If Philadelphia was not the official capital from August 13, 1790 until 1800, then what was the official capital.

Congress and the rest of the Federal government couldn’t wait to get out of New York in 1790 (with the exception of the New Yorkers in Congress.) The site of Washington D.C. wasn’t announced until January of 1791.

There had to be some place for the Federal government to meet and be considered the capital. They had to send the mail somewhere after all.

Some historians believe that people like Washington and Jefferson were hoping that “The Federal City” would grow the same way as St. Petersburg did in Russia.

However, the Federal government did have the same authority as Peter the Great who could just tell everybody that they had to move or else.

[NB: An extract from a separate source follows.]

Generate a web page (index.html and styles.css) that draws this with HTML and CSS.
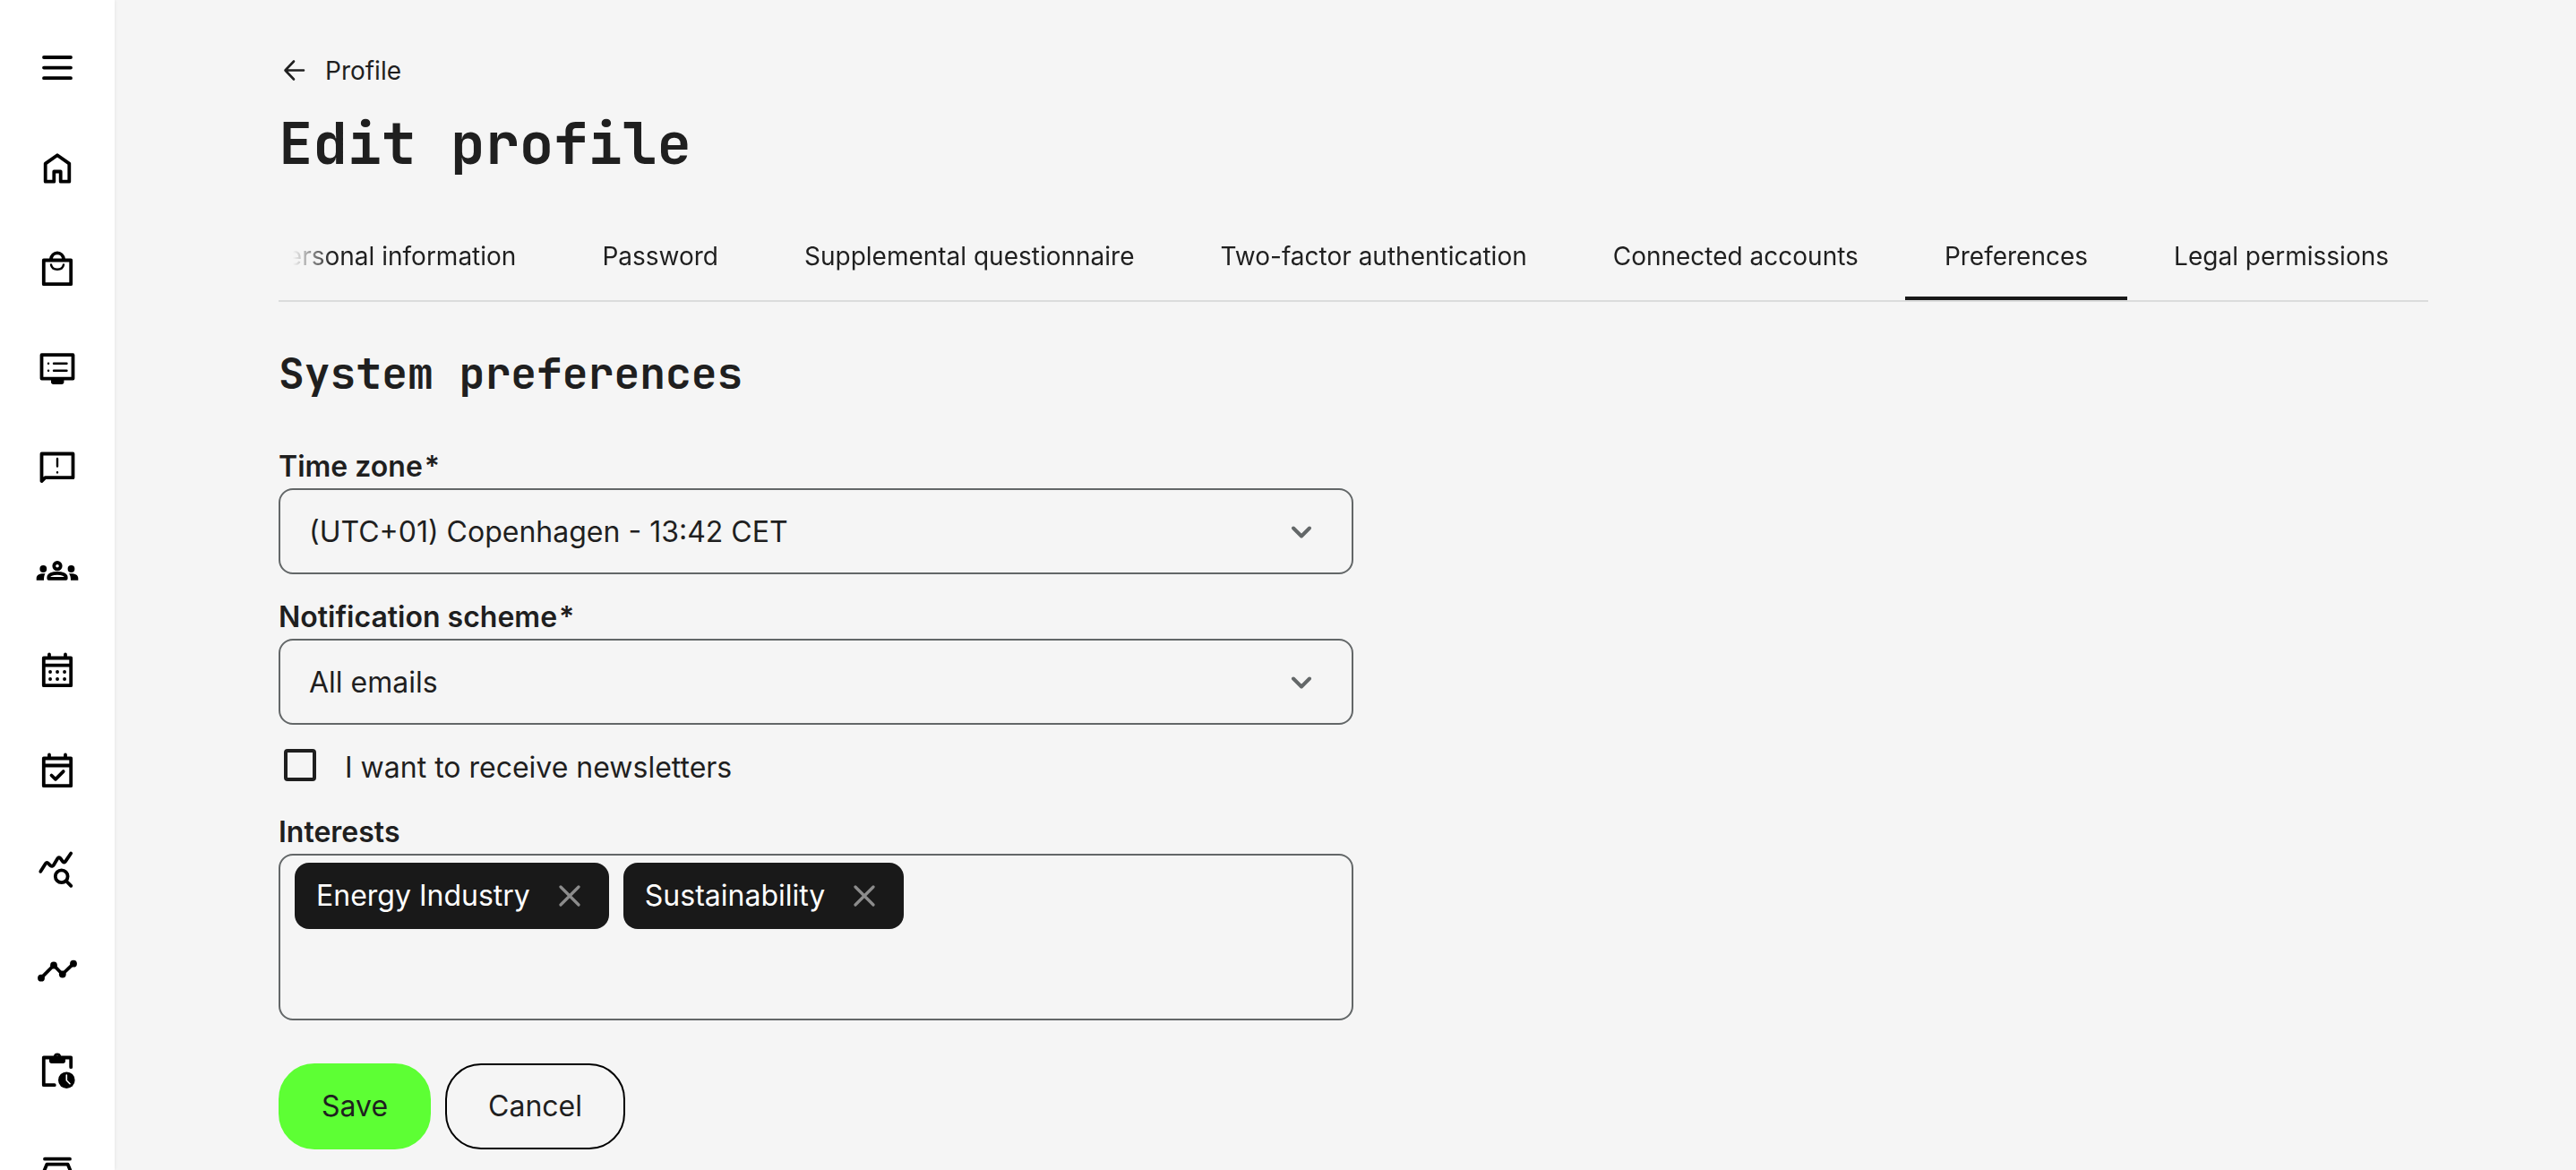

It was also perhaps the only capital chosen in part because of it’s remoteness - the powers that be figured it would be harder for the Americans to take control of if they ever invaded again. But they learned their lesson in 1812 and never did :smiley:

Capital = not one of the historic major cities of the country:
USA Canada Brazil Belize Turkey Pakistan Australia – all by design in order to move the capital away from the previously-established power center (and Ivory Coast and Nigeria are attempting it).

Then there are the multicephalic countries: Bolivia and South Africa, where one of the capitals is a big city, another is a smaller one.

Almost everywhere else the official political capital is also the business/industry/culture capital of the country and one of if not the biggest city (of course, it may be that it became a major trade/population center by virtue of being a capital) or, it used to be it, in a historically significant period (e.g. Jerusalem).

I believe the building in question is the Washington Monument.